Que cela soit, nous ne le souhaiterons jamais avec assez de violence. L’idée en est haute au point qu’on a peine à y croire. Ce peuple de marchands et d’accapareurs ne serait donc pas tel que les idées toutes faites l’ont défini. Il serait grand jusqu’à reconnaître ses torts et restituer ses vols qu’on ne lui redemande même pas. Dans ce Londres, que parmi nous tant d’artistes admirent jusqu’à lui demander la maison spirituelle où ils conçoivent et réalisent leur art, il se rencontrerait des gens et des esthètes assez purs pour écraser le bourgeois intérêt national sous un rêve de soudaine justice magnifique? Un progrès décisif dans la conscience publique, certes. Et pour celui qui l’examine sous tel angle, ce fait est de ceux qui marquent un temps.

On sait qu’en ce siècle commençant, lord Elgin , profitant de son crédit là-bas et usant d’habileté et de ruse, embarqua, un beau matin, les blocs de génie où Phidias avait taillé son immortalité humaine. Il les dirigea vers le Nord. Le droit du plus fort les maintint à Londres. Les protestations passèrent comme des vols de mouche. On les dissipa avec quelques gestes au bout desquels un poing était tendu.
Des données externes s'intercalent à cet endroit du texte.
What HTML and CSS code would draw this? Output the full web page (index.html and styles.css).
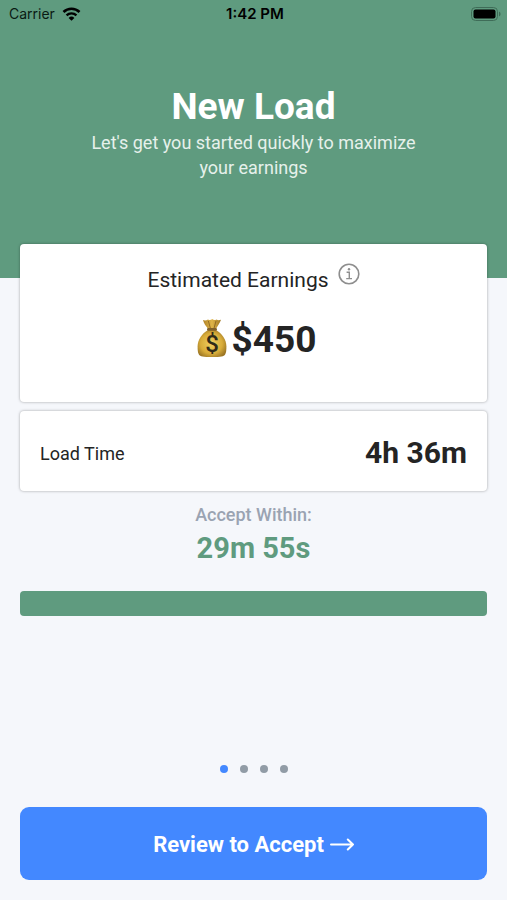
FILE: index.html
```
<!DOCTYPE html>
<html lang="en">
<head>
    <meta charset="UTF-8">
    <meta name="viewport" content="width=device-width, initial-scale=1.0">
    <title>New Load</title>
    <link rel="stylesheet" href="styles.css">
</head>
<body>
    <header class="hero">
        <div class="status-bar">
            <div class="carrier">
                <span>Carrier</span>
                <svg class="wifi" viewBox="0 0 20 15" aria-hidden="true">
                    <path d="M1.400 5.400a12.400 12.400 0 0 1 17.200 0" fill="none" stroke="#000" stroke-width="2.800"/>
                    <path d="M4.700 9a7.600 7.600 0 0 1 10.600 0" fill="none" stroke="#000" stroke-width="2.500"/>
                    <path d="M10 14.800 6.900 11.700a4.400 4.400 0 0 1 6.200 0z"/>
                </svg>
            </div>
            <div class="clock">1:42 PM</div>
            <svg class="battery" viewBox="0 0 30 14" aria-hidden="true">
                <rect x="0.5" y="0.5" width="26" height="13" rx="4" fill="none" stroke="#3f6c58"/>
                <rect x="2.5" y="2.5" width="22" height="9" rx="2"/>
                <path d="M28 4.6a2.6 2.6 0 0 1 0 4.8z" fill="#3f6c58"/>
            </svg>
        </div>
        <h1>New Load</h1>
        <p class="subtitle">Let's get you started quickly to maximize your earnings</p>
    </header>

    <main class="content">
        <section class="card earnings">
            <div class="earnings-title">
                <h2>Estimated Earnings</h2>
                <button type="button" class="info-btn" aria-label="Info">
                    <svg viewBox="0 0 22 22" fill="none" stroke="#8e8e8e" stroke-width="1.6">
                        <circle cx="11" cy="11" r="9.8"/>
                        <path d="M8.6 9.3h2.7v6.2M8.2 15.6h5.8" stroke-width="1.4"/>
                        <circle cx="11" cy="6.2" r="1.2" fill="#8e8e8e" stroke="none"/>
                    </svg>
                </button>
            </div>
            <div class="amount">
                <svg class="money-bag" viewBox="0 0 30 40" aria-hidden="true">
                    <defs>
                        <radialGradient id="bag" cx="0.48" cy="0.5" r="0.58">
                            <stop offset="0" stop-color="#f0d060"/>
                            <stop offset="0.65" stop-color="#d8ac3a"/>
                            <stop offset="1" stop-color="#9c7624"/>
                        </radialGradient>
                        <linearGradient id="neck" x1="0" x2="1">
                            <stop offset="0" stop-color="#b08329"/>
                            <stop offset="0.5" stop-color="#dfb448"/>
                            <stop offset="1" stop-color="#a07724"/>
                        </linearGradient>
                    </defs>
                    <path d="M6 2c2 .8 3.400.4 5-.6 1.500 1 2.800 1 4.200-.4 1.400 1.200 2.800 1.400 4.200.4 1.400.9 2.600.9 4.600.4-1.300 3.600-3.200 6.200-5.200 9.200h-7.600C9 8.200 6.600 5.200 6 2z" fill="url(#neck)"/>
                    <path d="M11.400 3l1.900 7M19 3l-1.900 7" stroke="#8a6420" stroke-width="0.9" fill="none"/>
                    <path d="M11 12C5 15.500.6 21.600.6 28.500c0 3 .1 6 1.400 8.200 1 1.600 4.300 2.300 13 2.300s12-.7 13-2.300c1.300-2.200 1.400-5.200 1.400-8.200C29.400 21.600 25 15.500 19 12z" fill="url(#bag)"/>
                    <rect x="10" y="10" width="10" height="2.800" rx="1.400" fill="#80602a"/>
                    <text x="15" y="34" text-anchor="middle" class="bag-sign">$</text>
                </svg>
                <span>$450</span>
            </div>
        </section>

        <section class="card load-time">
            <span class="label">Load Time</span>
            <span class="duration">4h 36m</span>
        </section>

        <section class="countdown">
            <p class="countdown-label">Accept Within:</p>
            <p class="countdown-time">29m 55s</p>
            <div class="bar"></div>
        </section>
    </main>

    <footer class="footer">
        <div class="dots">
            <span class="dot active"></span>
            <span class="dot"></span>
            <span class="dot"></span>
            <span class="dot"></span>
        </div>
        <button type="button" class="btn">
            <span>Review to Accept</span>
            <svg class="arrow" viewBox="0 0 24 14" fill="none" stroke="#fff" stroke-width="2" stroke-linecap="round" stroke-linejoin="round" aria-hidden="true">
                <path d="M1 6.500h22M17.800 1.500 23 6.500l-5.200 5"/>
            </svg>
        </button>
    </footer>
</body>
</html>
```
FILE: styles.css
```
* {
    margin: 0;
    padding: 0;
    box-sizing: border-box;
}

body {
    display: flex;
    flex-direction: column;
    min-height: 100vh;
    font-family: Roboto, 'Liberation Sans', sans-serif;
    background: #f5f7fb;
    color: #242424;
}

.hero {
    padding-bottom: 98px;
    background: #5f9b7f;
    color: #fff;
    text-align: center;
}

/* Status bar */
.status-bar {
    display: grid;
    grid-template-columns: 1fr auto 1fr;
    align-items: center;
    height: 27px;
    padding: 0 6px 0 9px;
    font-family: Inter, sans-serif;
    font-size: 14px;
    color: #0a1a13;
}

.carrier {
    display: flex;
    align-items: center;
    gap: 7px;
}

.wifi {
    width: 19px;
    height: 14px;
}

.clock {
    font-size: 15px;
    font-weight: 600;
    color: #000;
}

.battery {
    justify-self: end;
    width: 30px;
    height: 14px;
}

h1 {
    margin-top: 56px;
    font-size: 37px;
    line-height: 47px;
    font-weight: 700;
}

.subtitle {
    max-width: 350px;
    margin: 0 auto;
    font-size: 18px;
    line-height: 25px;
    color: #e6f1eb;
}

/* Cards */
.content {
    display: flex;
    flex-direction: column;
    gap: 9px;
    margin-top: -34px;
    padding: 0 20px;
}

.card {
    background: #fff;
    border-radius: 4px;
    box-shadow: 0 0 3px rgba(0, 0, 0, 0.35);
}

.earnings {
    padding: 19px 20px 39px;
}

.earnings-title {
    display: flex;
    justify-content: center;
    gap: 9px;
}

.earnings-title h2 {
    padding-top: 4px;
    font-size: 21px;
    line-height: 26px;
    font-weight: 400;
}

.info-btn {
    width: 22px;
    height: 22px;
    border: none;
    background: none;
    cursor: pointer;
}

.info-btn svg {
    display: block;
}

.amount {
    display: flex;
    align-items: center;
    justify-content: center;
    gap: 5px;
    margin-top: 24px;
    padding-left: 6px;
    font-size: 37px;
    line-height: 46px;
    font-weight: 700;
}

.money-bag {
    width: 30px;
    height: 40px;
    margin-bottom: 4px;
}

.bag-sign {
    font-size: 24px;
    font-weight: 500;
    fill: #302a18;
}

.load-time {
    display: flex;
    align-items: center;
    justify-content: space-between;
    padding: 22px 20px 18px;
}

.label {
    font-size: 18px;
}

.duration {
    font-size: 30px;
    line-height: 40px;
    font-weight: 700;
}

/* Countdown */
.countdown {
    padding-top: 2px;
    text-align: center;
}

.countdown-label {
    font-size: 18px;
    line-height: 26px;
    font-weight: 500;
    color: #9aa3b2;
}

.countdown-time {
    font-size: 29px;
    line-height: 40px;
    font-weight: 700;
    color: #5f9b7f;
}

.bar {
    height: 25px;
    margin-top: 23px;
    border-radius: 4px;
    background: #5f9b7f;
}

/* Footer */
.footer {
    margin-top: auto;
    padding: 20px;
}

.dots {
    display: flex;
    justify-content: center;
    gap: 12px;
    margin-bottom: 34px;
}

.dot {
    width: 8px;
    height: 8px;
    border-radius: 50%;
    background: #919ca6;
}

.dot.active {
    background: #4388ff;
}

.btn {
    display: flex;
    align-items: center;
    justify-content: center;
    gap: 6px;
    width: 100%;
    height: 73px;
    padding-top: 2px;
    border: none;
    border-radius: 9px;
    background: #4388ff;
    color: #fff;
    font-family: inherit;
    font-size: 22px;
    font-weight: 700;
    cursor: pointer;
}

.arrow {
    width: 24px;
    height: 14px;
}
```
Au British Museum, ces débris furent alignés sur des socles de bois, en une salle morne. Actuellement, on les a piédestalisés de granit. L’effet est quelconque. Taillés pour être vus à quinze mètres de haut, on les présente à niveau d’épaule, et les copistes, avec leur crayon, viennent mesurer les orteils de Déméter et de Coré. La beauté de ces groupes est tuée net. Le rêve qui habitait leurs plis de robe en fut chassé par la brutalité même de la montre. Ce sont choses hors de leur milieu, hors de leur cadre. Là-bas, sous leur ciel, elles étaient grandies et comme apothéosées, et même elles semblaient plus belles encore parce que ruines; ici, elles ne sont qu’épaves sous un hangar.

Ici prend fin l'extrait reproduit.